My new-friend suggested putting a bit of oil in a hot pan, then a bit of sauce and then the pork chops. He also suggested four minutes per side, but the chops were rather thick so I finished them in the oven.
Once the chops were done, I didn’t love the color of the sauce. Don’t get me wrong, the cooked sauce looked OK, but the raw sauce was so beautiful! I wiped the excess sauce from the chops and spread some raw sauce on top when I plated. Unfortunately I neglected to take pictures because it really was a lovely shade of bright green and just looked fresh and beautiful.
So, how did it taste and how was it received? GREAT! My wife was so surprised by the beautiful plate I put in front of her and it was delicious. The flavor was very “fresh” with a little bit of a kick from the onion and garlic.
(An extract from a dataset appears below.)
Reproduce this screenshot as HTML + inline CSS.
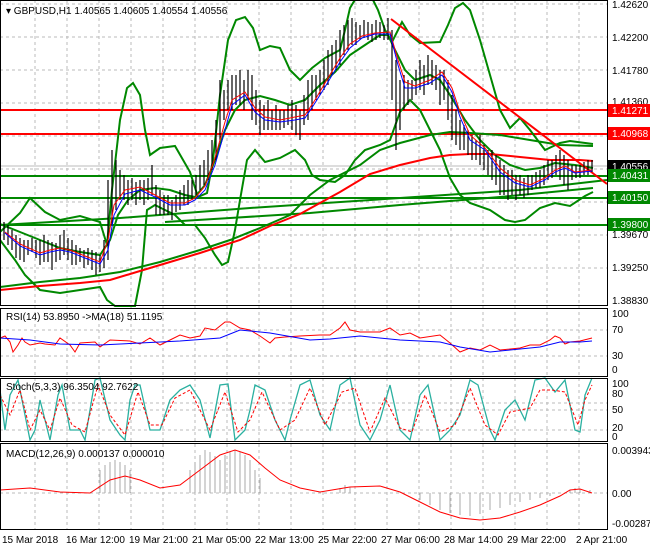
<!DOCTYPE html>
<html><head><meta charset="utf-8"><style>
body{margin:0;background:#fff;width:650px;height:550px;overflow:hidden;font-family:"Liberation Sans",sans-serif}
svg{display:block}
text{font-family:"Liberation Sans",sans-serif;font-size:10px;fill:#000}
</style></head><body>
<svg width="650" height="550" viewBox="0 0 650 550">
<rect width="650" height="550" fill="#fff"/>
<g stroke="#bbb" stroke-dasharray="3,3" stroke-width="1">
<path d="M35 0V530M67 0V530M99 0V530M131 0V530M163 0V530M195 0V530M227 0V530M259 0V530M291 0V530M323 0V530M355 0V530M387 0V530M419 0V530M451 0V530M483 0V530M515 0V530M547 0V530M579 0V530"/>
<path d="M0 4H607M0 37H607M0 70H607M0 103H607M0 136H607M0 169H607M0 202H607M0 235H607M0 268H607M0 330H607M0 356H607M0 403H607M0 410H607M0 430H607M0 493H607"/>
</g>
<line x1="0" y1="166" x2="607" y2="166" stroke="#bbb"/>
<g stroke-width="2">
<line x1="0" y1="110" x2="607" y2="110" stroke="#f00"/>
<line x1="0" y1="134" x2="607" y2="134" stroke="#f00"/>
<line x1="0" y1="176" x2="607" y2="176" stroke="#080"/>
<line x1="0" y1="198" x2="607" y2="198" stroke="#080"/>
<line x1="0" y1="225" x2="607" y2="225" stroke="#080"/>
</g>
<g fill="none" stroke="#080" stroke-width="2">
<polyline points="0,232 20,213 30,198 45,212 60,220 80,216 100,222 107,245 112,190 120,120 127,88 133,83 140,95 145,130 150,155 160,148 175,146 190,172 198,197 207,193 213,160 220,95 228,40 236,20 245,17 253,28 260,50 270,46 280,48 290,70 300,80 312,68 325,58 340,50 345,30 350,8 356,-2 372,-2 378,10 385,30 392,42 402,22 410,35 420,43 440,42 448,25 455,8 463,3 470,10 480,40 490,75 500,110 510,128 520,118 530,130 545,150 560,143 570,141 593,144"/>
<polyline points="0,240 15,260 25,275 40,290 60,293 80,290 100,287 107,300 115,306 135,306 142,270 147,210 155,205 165,210 175,215 185,225 195,225 205,238 215,255 222,265 228,262 235,230 240,200 247,160 255,150 265,162 280,158 295,150 305,160 312,175 320,180 335,182 345,175 355,160 365,150 380,145 390,140 400,112 410,100 420,110 430,130 440,150 450,178 460,195 470,203 490,210 505,220 515,222 525,220 540,208 555,203 570,206 585,196 593,192"/>
<polyline points="0,224 20,232 40,240 60,248 80,252 100,255 110,240 118,215 128,200 140,190 155,188 170,190 185,195 195,197 205,185 215,160 225,130 235,110 245,100 260,96 275,100 290,105 305,100 320,85 335,72 350,55 365,45 380,35 388,35 395,50 405,70 415,80 430,75 440,80 450,95 465,120 480,140 495,155 510,165 525,170 540,168 555,163 575,165 593,168"/>
<polyline points="0,287 40,282 80,278 120,272 160,262 200,250 230,240 260,228 290,215 310,195 330,180 360,165 380,150 400,143 430,135 450,132 470,133 500,135 530,140 560,145 593,146"/>
<polyline points="165,222 230,218 310,213 400,205 500,197 593,188"/>
<polyline points="0,225 120,218 250,208 400,198 520,190 607,180"/>
</g>
<polyline fill="none" stroke="#f00" stroke-width="2" points="0,290 40,286 80,283 110,280 140,271 170,262 200,253 240,240 270,226 300,214 340,192 370,174 400,165 430,158 450,155 470,154 490,154 520,157 550,160 580,160 593,161"/>
<line x1="391" y1="19" x2="607" y2="184" stroke="#f00" stroke-width="2"/>
<g stroke="#000" stroke-width="1.2">
<path d="M4 222V240M8 225V245M12 230V250M16 235V258M20 238V260M24 240V262M28 240V255M32 238V252M36 240V258M40 240V265M44 235V262M48 240V262M52 242V270M56 243V262M60 235V260M64 230V255M68 238V260M72 240V265M76 245V265M80 248V262M84 250V268M88 248V265M92 250V270M96 252V275M100 255V272M104 240V268M108 180V260M112 150V225M116 160V210M120 170V200M124 175V200M128 180V205M132 178V200M136 182V205M140 180V200M144 180V205M148 178V200M152 165V195M156 185V215M160 190V215M164 195V215M168 195V215M172 200V220M176 195V212M180 190V210M184 185V205M188 180V205M192 180V200M196 175V195M200 165V190M204 160V185M208 150V180M212 140V170M216 120V160M220 80V140M224 90V120M228 80V110M232 75V110M236 75V105M240 70V105M244 80V110M248 70V100M252 75V120M256 90V125M260 100V135M264 105V130M268 100V130M272 110V130M276 105V130M280 110V130M284 110V128M288 105V125M292 100V130M296 105V135M300 110V140M304 95V125M308 80V120M312 75V110M316 75V100M320 70V95M324 60V90M328 50V85M332 45V75M336 40V70M340 30V65M344 25V55M348 20V50M352 18V45M356 22V45M360 25V40M364 20V38M368 22V40M372 24V42M376 20V40M380 22V38M384 25V40M388 18V40M392 30V100M396 60V150M400 80V130M404 75V110M408 80V105M412 80V100M416 70V95M420 60V90M424 65V95M428 55V85M432 60V85M436 65V90M440 70V105M444 70V100M448 80V120M452 95V140M456 110V145M460 120V150M464 125V150M468 130V155M472 135V160M476 140V160M480 135V165M484 145V170M488 150V175M492 150V180M496 155V185M500 160V195M504 165V195M508 170V200M512 170V195M516 175V200M520 175V195M524 178V198M528 175V195M532 175V190M536 172V188M540 170V188M544 165V185M548 160V180M552 160V178M556 155V175M560 150V180M564 155V185M568 160V190M572 165V180M576 165V178M580 165V178M584 162V175M588 160V175M592 160V172"/>
</g>
<polyline fill="none" stroke="#f00" stroke-width="1" points="5,232 20,244 40,253 50,250 60,248 70,250 85,256 100,262 108,240 114,205 125,190 140,187 155,195 170,203 185,203 195,198 205,186 215,158 225,122 232,100 245,92 255,108 265,117 280,120 295,117 305,115 315,100 325,83 340,58 350,44 362,36 375,33 390,32 398,60 405,82 415,86 430,80 442,72 452,88 460,112 470,135 485,148 500,168 515,180 530,185 545,178 555,170 565,166 575,172 592,170"/>
<polyline fill="none" stroke="#00f" stroke-width="1" points="5,233 20,246 40,255 50,252 60,250 70,252 85,258 100,264 108,250 114,215 125,194 140,190 155,197 170,205 185,205 195,200 205,190 215,165 225,130 232,105 245,95 255,112 265,120 280,122 295,120 305,118 315,103 325,87 340,62 350,48 362,38 375,34 390,34 398,65 405,88 415,88 430,83 442,75 452,92 460,117 470,140 485,150 500,172 515,183 530,187 545,180 555,172 565,168 575,173 592,171"/>
<g>
<text x="612" y="8">1.42620</text><text x="612" y="41">1.42200</text><text x="612" y="74">1.41780</text><text x="612" y="105">1.41360</text><text x="612" y="238">1.39670</text><text x="612" y="271">1.39250</text><text x="612" y="304">1.38830</text>
<rect x="608" y="104" width="42" height="13" fill="#f00"/><text x="612" y="114" style="fill:#fff">1.41271</text>
<rect x="608" y="127" width="42" height="13" fill="#f00"/><text x="612" y="137" style="fill:#fff">1.40968</text>
<rect x="608" y="160" width="42" height="13" fill="#000"/><text x="612" y="170" style="fill:#fff">1.40556</text>
<rect x="608" y="169" width="42" height="13" fill="#080"/><text x="612" y="179" style="fill:#fff">1.40431</text>
<rect x="608" y="191" width="42" height="13" fill="#080"/><text x="612" y="201" style="fill:#fff">1.40150</text>
<rect x="608" y="218" width="42" height="13" fill="#080"/><text x="612" y="228" style="fill:#fff">1.39800</text>
</g>
<polyline fill="none" stroke="#f00" points="0,338 5,336 10,342 13,352 18,345 22,338 25,342 30,345 40,343 45,344 55,345 60,338 70,345 75,352 80,343 95,342 100,347 110,340 130,341 140,344 150,338 160,345 170,340 180,335 190,338 200,336 205,328 215,330 225,322 230,322 240,328 250,330 260,336 270,343 275,338 285,337 300,336 320,335 330,335 340,328 345,322 350,330 360,332 380,332 390,328 400,335 410,333 420,338 440,335 450,343 460,352 470,348 480,350 490,345 500,350 520,348 530,345 540,345 550,340 555,336 560,338 565,344 570,342 580,341 592,338"/>
<polyline fill="none" stroke="#00f" points="0,338 30,340 60,344 100,345 140,343 180,341 220,338 240,330 270,333 310,340 330,339 360,336 400,340 440,342 460,347 490,352 510,350 540,347 560,342 580,342 592,341"/>
<polyline fill="none" stroke="#2ab0a0" stroke-width="1.3" points="0,390 5,430 10,395 18,380 25,415 30,440 35,430 40,400 45,420 50,440 58,395 62,385 70,430 80,430 85,440 95,380 100,378 110,420 120,435 125,440 130,400 135,385 140,385 150,430 160,430 170,400 180,390 190,385 200,400 210,438 220,385 228,384 235,440 245,430 250,410 255,385 265,390 275,420 285,440 290,420 300,385 310,380 320,415 330,430 340,385 350,378 360,425 370,440 380,420 390,385 400,430 410,440 420,395 428,385 440,440 450,430 460,415 470,380 478,385 490,430 495,440 505,410 515,400 525,420 535,380 545,378 555,392 565,380 575,430 580,432 585,395 592,378"/>
<polyline fill="none" stroke="#f00" stroke-dasharray="3,2" points="0,395 10,415 20,390 30,430 40,410 50,430 60,398 72,425 85,432 98,385 110,415 125,435 138,392 150,425 162,425 175,398 190,390 210,430 225,392 238,432 250,420 262,392 280,430 295,420 310,388 325,425 342,392 355,388 370,432 385,398 400,428 412,432 425,395 440,432 455,425 470,388 485,425 498,435 510,412 530,408 540,390 552,390 565,392 578,425 585,400 592,385"/>
<g stroke="#aaa" stroke-width="1">
<path d="M100 493V470M105 493V465M110 493V462M115 493V460M120 493V462M125 493V465M130 493V470M190 493V470M195 493V462M200 493V455M205 493V450M210 493V452M215 493V456M220 493V460M225 493V455M230 493V452M235 493V450M240 493V452M245 493V455M250 493V460M255 493V470M260 493V478M340 493V488M345 493V485M350 493V487M420 493V500M430 493V505M440 493V510M450 493V513M460 493V515M470 493V516M480 493V514M490 493V510M500 493V508M510 493V505M520 493V502M530 493V500M540 493V498M550 493V496M560 493V493M570 493V490M575 493V488M580 493V489M590 493V490"/>
</g>
<polyline fill="none" stroke="#f00" points="0,490 30,488 60,492 90,493 110,480 125,476 140,480 160,488 180,485 200,470 220,455 235,450 250,455 265,468 280,480 300,488 320,492 350,487 380,486 400,492 420,502 440,512 460,518 480,520 500,518 520,512 540,505 560,496 570,490 580,489 592,493"/>
<g fill="none" stroke="#000" stroke-width="1">
<rect x="0.5" y="0.5" width="607" height="305"/>
<rect x="0.5" y="308.5" width="607" height="68"/>
<rect x="0.5" y="378.5" width="607" height="63"/>
<rect x="0.5" y="443.5" width="607" height="86"/>
</g>
<rect x="4" y="3" width="180" height="14" fill="#fff" opacity="0"/>
<text x="6" y="14">▾ GBPUSD,H1  1.40565 1.40605 1.40554 1.40556</text>
<text x="6" y="320">RSI(14) 53.8950  -&gt;MA(18) 51.1195</text>
<text x="6" y="390">Stoch(5,3,3) 96.3504 92.7622</text>
<text x="6" y="457">MACD(12,26,9) 0.000137 0.000010</text>
<text x="612" y="317">100</text><text x="612" y="333">70</text><text x="612" y="359">30</text><text x="612" y="373">0</text>
<text x="612" y="387">100</text><text x="612" y="397">80</text><text x="612" y="413">50</text><text x="612" y="431">20</text><text x="612" y="440">0</text>
<text x="612" y="454">0.003943</text><text x="612" y="497">0.00</text><text x="612" y="527">-0.002875</text>
<g>
<text x="2" y="543">15 Mar 2018</text><text x="66" y="543">16 Mar 12:00</text><text x="129" y="543">19 Mar 21:00</text><text x="192" y="543">21 Mar 05:00</text><text x="255" y="543">22 Mar 13:00</text><text x="318" y="543">25 Mar 22:00</text><text x="381" y="543">27 Mar 06:00</text><text x="444" y="543">28 Mar 14:00</text><text x="507" y="543">29 Mar 22:00</text><text x="576" y="543">2 Apr 21:00</text>
</g>
</svg>
</body></html>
Two of the great things about this sauce is the quantity the above recipe yields and its versatility. I made the above dish on Wednesday. On Friday I quickly sautéed shrimp and then served it with a bit of the left over sauce. Last night (Tuesday) I used more to repeat the pork chop dinner. And there is sill enough left over for another meal.
While I found the sauce delicious, I’m going to experiment a bit and try swapping out half of the celery for half a peeled cucumber and add some cilantro. Any other ideas for variations on the sauce?